Where a line holds "components", copy it.

## SOURCE MATERIAL
· · ·
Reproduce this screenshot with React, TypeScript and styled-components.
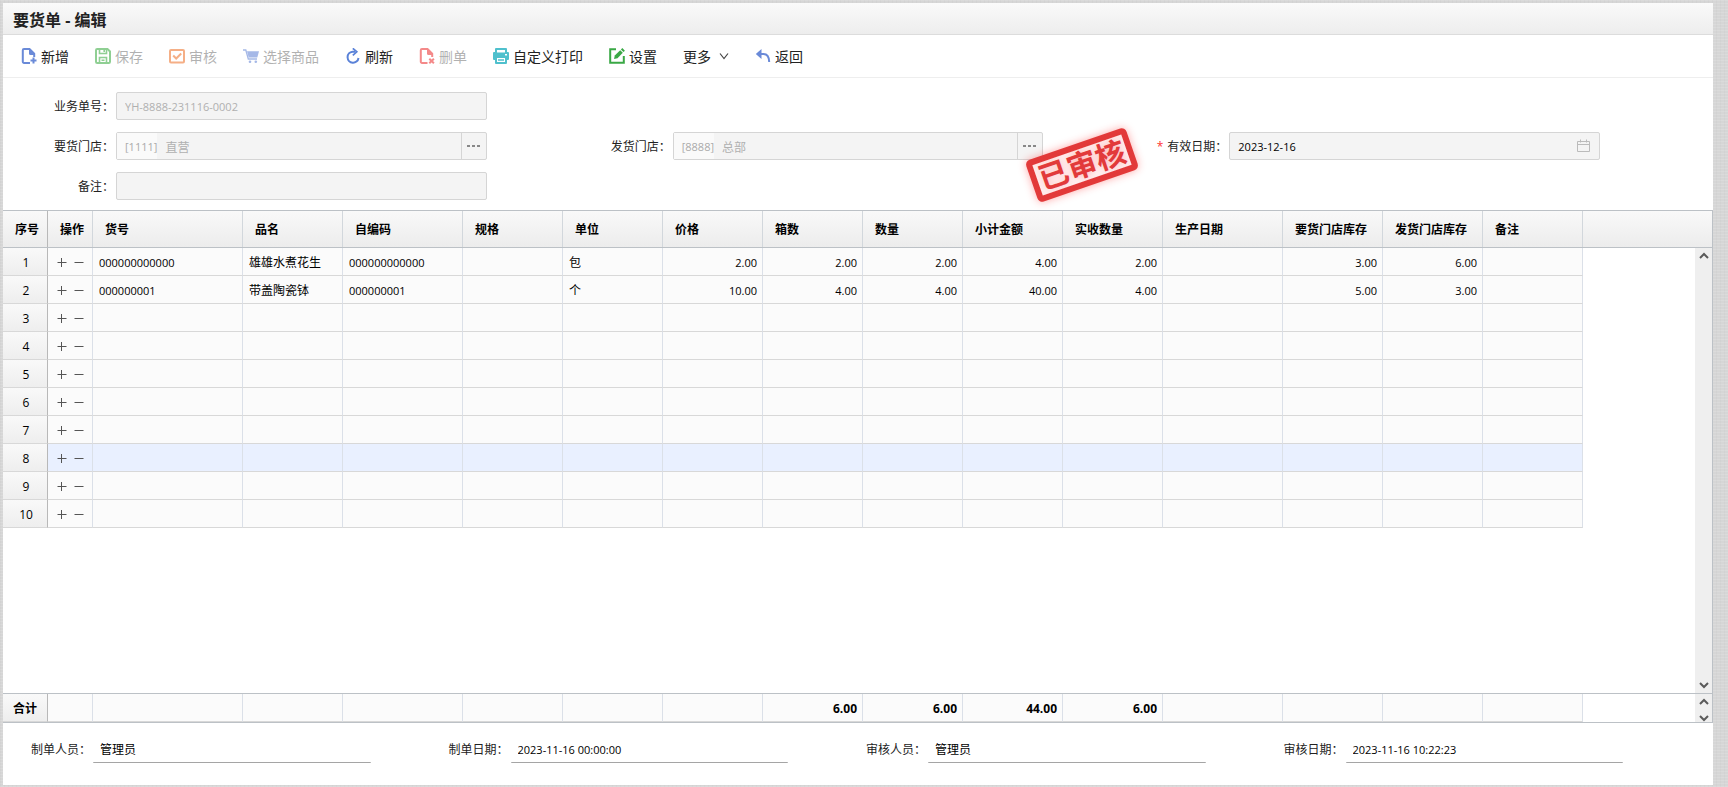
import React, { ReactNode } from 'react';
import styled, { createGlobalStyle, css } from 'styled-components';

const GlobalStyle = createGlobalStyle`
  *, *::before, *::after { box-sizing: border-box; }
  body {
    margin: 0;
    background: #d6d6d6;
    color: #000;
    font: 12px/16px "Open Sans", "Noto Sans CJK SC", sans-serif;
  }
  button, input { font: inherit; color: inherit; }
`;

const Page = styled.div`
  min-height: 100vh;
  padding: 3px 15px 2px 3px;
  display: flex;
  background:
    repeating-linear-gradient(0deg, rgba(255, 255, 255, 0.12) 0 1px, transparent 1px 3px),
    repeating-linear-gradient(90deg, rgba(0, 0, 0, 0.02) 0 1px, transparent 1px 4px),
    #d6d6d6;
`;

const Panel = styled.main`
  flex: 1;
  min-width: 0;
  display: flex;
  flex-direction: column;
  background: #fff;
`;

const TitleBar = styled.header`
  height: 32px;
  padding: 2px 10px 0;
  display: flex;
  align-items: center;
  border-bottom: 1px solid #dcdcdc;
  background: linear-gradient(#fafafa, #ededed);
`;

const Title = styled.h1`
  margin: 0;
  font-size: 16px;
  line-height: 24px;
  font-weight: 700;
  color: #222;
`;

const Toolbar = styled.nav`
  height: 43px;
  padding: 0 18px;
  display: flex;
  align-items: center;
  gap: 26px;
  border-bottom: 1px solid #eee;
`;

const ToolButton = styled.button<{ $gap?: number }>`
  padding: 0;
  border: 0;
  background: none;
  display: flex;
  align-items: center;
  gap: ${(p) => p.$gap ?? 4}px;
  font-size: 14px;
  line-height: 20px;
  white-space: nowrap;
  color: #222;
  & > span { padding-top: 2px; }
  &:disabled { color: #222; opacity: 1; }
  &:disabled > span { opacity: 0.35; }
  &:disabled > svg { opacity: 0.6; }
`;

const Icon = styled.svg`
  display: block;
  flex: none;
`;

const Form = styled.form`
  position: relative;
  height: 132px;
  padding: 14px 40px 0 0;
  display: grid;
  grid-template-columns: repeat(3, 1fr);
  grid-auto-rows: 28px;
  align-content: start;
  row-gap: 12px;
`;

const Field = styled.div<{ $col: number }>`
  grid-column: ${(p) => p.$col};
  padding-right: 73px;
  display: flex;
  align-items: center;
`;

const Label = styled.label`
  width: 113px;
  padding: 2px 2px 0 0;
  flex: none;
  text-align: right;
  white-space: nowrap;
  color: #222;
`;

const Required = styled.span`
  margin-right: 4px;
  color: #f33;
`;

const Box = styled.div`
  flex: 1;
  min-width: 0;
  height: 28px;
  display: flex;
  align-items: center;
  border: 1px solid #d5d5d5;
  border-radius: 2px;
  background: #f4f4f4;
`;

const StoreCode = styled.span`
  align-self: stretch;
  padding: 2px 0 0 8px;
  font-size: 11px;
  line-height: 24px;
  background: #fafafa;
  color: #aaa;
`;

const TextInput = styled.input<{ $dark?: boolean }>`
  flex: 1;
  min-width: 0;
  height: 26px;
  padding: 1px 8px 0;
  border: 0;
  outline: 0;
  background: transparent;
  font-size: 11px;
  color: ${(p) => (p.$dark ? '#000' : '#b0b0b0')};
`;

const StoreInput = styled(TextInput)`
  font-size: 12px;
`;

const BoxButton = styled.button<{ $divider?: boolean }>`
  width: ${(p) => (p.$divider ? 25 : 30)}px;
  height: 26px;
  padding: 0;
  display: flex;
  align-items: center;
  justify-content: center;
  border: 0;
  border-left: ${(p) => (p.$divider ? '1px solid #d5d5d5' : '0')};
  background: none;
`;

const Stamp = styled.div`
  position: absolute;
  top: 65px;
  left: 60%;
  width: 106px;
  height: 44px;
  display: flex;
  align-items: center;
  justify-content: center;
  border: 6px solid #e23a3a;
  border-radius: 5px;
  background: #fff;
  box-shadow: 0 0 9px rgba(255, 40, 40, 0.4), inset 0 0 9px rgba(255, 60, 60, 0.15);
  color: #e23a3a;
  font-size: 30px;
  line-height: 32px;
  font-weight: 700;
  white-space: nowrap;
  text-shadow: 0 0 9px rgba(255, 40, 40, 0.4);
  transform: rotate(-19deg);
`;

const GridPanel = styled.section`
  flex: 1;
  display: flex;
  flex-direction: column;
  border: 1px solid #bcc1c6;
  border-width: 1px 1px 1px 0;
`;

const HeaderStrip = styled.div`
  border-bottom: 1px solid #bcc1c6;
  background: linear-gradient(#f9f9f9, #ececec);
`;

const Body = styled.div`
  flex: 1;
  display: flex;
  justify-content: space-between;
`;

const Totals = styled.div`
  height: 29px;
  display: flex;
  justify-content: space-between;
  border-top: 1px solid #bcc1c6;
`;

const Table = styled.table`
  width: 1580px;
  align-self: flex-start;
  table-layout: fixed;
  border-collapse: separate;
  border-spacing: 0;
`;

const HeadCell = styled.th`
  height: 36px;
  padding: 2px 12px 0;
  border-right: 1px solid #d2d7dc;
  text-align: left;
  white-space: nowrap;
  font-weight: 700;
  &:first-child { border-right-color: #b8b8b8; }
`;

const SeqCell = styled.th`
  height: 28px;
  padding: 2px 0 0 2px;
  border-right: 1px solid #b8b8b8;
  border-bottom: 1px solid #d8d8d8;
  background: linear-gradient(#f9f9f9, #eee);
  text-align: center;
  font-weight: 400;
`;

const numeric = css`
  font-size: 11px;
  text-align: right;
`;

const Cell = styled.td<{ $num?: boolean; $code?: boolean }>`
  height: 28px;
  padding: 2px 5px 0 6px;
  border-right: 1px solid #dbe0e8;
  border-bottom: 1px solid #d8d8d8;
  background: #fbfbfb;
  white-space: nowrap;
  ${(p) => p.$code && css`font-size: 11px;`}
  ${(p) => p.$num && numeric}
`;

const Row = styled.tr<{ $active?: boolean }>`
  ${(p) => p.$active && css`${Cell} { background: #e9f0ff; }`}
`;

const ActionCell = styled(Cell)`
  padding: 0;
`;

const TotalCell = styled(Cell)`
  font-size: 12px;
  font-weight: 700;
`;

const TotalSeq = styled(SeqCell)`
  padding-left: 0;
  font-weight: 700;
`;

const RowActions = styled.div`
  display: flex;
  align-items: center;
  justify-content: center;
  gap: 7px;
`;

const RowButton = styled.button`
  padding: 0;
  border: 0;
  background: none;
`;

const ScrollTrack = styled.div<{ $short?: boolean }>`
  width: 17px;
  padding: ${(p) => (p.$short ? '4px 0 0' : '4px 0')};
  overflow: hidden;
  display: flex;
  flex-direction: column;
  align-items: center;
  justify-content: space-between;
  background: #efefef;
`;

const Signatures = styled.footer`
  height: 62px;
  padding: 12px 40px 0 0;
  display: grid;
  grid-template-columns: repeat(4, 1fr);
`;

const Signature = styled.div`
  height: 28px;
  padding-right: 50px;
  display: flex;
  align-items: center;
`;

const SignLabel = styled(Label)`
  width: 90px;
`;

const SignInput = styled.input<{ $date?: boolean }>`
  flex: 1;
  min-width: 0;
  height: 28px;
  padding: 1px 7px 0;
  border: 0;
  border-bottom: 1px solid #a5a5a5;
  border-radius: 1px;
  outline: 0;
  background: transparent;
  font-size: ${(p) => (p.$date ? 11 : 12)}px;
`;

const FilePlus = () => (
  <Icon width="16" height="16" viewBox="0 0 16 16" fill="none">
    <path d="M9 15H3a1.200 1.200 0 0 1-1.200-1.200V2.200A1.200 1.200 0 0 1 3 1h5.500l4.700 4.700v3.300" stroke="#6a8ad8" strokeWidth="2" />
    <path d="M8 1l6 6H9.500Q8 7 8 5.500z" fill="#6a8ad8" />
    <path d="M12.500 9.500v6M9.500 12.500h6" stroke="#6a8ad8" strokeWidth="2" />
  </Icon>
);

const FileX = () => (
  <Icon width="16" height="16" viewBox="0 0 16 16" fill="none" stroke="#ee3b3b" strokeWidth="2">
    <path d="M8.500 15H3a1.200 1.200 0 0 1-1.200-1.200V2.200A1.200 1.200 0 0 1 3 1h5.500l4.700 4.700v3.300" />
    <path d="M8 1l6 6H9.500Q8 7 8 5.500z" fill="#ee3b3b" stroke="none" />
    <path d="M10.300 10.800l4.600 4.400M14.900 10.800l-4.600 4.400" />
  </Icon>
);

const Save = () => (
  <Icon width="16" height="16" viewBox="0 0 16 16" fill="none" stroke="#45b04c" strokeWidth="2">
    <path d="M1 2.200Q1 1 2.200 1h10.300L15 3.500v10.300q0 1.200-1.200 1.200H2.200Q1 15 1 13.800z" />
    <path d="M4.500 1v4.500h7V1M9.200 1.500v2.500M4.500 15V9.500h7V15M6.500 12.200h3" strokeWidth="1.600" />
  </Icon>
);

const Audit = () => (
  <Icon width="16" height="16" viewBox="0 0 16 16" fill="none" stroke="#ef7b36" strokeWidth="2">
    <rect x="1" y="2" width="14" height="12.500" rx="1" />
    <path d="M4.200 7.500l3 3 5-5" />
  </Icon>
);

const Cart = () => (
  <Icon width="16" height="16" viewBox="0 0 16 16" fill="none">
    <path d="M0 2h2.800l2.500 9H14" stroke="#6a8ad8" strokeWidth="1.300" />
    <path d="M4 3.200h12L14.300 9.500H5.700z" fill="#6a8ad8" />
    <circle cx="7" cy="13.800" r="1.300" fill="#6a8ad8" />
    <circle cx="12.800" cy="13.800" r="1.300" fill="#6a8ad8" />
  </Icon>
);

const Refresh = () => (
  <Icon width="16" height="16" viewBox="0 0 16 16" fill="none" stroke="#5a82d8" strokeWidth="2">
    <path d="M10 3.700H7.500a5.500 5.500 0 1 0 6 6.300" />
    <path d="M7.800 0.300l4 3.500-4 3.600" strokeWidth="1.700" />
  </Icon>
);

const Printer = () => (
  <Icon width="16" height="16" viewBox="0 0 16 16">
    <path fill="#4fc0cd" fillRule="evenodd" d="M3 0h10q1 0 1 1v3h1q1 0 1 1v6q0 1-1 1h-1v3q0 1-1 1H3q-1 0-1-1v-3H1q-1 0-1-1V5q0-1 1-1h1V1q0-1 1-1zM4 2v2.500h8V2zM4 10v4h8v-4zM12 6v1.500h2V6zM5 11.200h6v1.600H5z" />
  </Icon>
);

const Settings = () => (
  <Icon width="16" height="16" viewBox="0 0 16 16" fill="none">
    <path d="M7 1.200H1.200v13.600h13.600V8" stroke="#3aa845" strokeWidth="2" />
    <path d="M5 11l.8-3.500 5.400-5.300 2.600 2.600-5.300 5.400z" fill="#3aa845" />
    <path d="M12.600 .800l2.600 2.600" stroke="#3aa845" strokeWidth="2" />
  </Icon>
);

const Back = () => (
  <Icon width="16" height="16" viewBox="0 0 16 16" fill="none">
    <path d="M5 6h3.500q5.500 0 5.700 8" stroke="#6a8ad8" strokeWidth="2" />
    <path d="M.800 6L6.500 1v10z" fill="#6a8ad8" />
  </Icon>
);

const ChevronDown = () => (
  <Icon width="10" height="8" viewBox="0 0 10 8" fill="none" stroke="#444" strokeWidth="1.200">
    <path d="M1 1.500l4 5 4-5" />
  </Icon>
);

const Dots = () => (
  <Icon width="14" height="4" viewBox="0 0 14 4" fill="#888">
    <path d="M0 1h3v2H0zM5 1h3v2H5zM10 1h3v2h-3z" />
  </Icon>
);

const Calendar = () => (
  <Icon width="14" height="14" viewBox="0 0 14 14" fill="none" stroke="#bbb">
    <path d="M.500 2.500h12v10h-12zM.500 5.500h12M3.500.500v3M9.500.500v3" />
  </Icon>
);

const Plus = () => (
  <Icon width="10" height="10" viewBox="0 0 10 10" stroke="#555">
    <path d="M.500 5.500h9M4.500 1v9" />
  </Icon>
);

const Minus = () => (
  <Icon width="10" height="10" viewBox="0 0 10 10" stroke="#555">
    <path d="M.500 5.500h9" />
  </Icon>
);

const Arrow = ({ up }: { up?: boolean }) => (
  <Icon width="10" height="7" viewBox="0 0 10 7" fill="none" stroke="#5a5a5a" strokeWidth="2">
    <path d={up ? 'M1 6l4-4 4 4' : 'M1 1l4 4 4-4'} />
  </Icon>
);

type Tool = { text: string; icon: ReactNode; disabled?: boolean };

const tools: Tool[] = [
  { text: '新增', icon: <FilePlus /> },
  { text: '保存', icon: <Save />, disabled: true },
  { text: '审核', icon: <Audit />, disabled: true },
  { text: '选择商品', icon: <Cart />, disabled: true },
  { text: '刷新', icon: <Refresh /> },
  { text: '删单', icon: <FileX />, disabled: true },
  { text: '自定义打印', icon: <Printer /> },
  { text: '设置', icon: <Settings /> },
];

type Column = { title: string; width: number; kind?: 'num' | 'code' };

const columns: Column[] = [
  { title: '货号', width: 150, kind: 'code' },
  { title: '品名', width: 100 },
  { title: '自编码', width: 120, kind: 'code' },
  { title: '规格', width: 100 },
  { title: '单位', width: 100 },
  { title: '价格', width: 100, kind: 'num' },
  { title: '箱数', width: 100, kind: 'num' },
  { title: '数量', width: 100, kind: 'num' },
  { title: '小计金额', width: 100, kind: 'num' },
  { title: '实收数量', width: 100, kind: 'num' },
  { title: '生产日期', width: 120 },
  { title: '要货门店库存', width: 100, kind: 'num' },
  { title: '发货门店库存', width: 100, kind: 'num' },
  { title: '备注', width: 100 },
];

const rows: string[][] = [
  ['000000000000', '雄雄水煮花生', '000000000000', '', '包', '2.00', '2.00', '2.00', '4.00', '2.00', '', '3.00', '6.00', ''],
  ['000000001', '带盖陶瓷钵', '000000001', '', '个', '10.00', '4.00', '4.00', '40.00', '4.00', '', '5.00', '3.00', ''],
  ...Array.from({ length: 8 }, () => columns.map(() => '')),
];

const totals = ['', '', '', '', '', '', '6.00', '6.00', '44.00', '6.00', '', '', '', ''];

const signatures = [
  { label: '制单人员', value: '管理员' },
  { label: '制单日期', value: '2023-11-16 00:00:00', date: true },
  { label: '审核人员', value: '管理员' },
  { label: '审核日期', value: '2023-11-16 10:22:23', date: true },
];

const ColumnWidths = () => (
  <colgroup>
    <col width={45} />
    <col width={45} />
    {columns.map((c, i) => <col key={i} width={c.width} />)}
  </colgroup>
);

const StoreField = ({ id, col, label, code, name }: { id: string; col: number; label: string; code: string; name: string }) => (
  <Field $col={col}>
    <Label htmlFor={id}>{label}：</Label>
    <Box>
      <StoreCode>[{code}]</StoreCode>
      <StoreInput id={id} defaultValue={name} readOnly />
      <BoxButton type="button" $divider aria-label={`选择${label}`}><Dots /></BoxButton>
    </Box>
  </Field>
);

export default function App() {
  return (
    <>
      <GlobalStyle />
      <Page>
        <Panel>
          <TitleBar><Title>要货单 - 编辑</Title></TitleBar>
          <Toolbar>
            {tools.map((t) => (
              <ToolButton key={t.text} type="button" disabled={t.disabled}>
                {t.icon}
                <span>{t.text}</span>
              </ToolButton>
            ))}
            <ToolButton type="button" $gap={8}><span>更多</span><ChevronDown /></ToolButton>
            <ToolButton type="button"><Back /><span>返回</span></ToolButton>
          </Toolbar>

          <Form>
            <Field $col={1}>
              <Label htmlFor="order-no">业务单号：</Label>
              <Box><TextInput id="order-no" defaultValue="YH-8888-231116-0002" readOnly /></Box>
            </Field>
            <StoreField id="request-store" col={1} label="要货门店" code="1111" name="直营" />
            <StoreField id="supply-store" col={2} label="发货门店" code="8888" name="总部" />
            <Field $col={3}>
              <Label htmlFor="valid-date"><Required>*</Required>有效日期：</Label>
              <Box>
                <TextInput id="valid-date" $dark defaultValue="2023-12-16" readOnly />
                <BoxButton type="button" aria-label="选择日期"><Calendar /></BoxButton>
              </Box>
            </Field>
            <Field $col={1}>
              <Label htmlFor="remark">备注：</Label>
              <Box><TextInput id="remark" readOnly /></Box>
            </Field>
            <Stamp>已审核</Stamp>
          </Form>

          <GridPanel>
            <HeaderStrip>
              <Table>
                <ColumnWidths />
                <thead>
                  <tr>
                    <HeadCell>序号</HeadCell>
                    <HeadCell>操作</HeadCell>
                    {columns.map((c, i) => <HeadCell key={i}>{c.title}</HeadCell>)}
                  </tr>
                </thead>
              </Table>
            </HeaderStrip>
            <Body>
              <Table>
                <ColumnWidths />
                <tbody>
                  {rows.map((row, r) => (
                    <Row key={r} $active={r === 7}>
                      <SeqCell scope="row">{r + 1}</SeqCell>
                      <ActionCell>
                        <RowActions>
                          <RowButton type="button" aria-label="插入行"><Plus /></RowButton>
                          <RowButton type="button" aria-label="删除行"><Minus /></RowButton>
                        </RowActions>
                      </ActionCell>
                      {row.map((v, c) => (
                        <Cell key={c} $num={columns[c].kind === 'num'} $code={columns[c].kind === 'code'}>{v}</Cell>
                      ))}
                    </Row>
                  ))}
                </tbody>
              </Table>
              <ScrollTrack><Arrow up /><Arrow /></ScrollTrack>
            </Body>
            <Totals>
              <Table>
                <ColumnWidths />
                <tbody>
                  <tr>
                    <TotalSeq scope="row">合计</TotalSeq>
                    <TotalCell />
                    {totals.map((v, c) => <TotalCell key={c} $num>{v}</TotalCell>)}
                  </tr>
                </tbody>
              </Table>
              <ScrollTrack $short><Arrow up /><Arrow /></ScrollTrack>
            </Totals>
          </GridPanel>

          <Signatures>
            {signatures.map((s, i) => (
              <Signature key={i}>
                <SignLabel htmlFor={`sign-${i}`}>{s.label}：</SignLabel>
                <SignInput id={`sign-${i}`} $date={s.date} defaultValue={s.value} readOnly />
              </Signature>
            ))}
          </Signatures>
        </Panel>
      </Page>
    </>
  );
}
· · ·
## REPLY TO THE TASK
Reproduce this screenshot with React, TypeScript and styled-components.
import styled, { createGlobalStyle, css } from 'styled-components';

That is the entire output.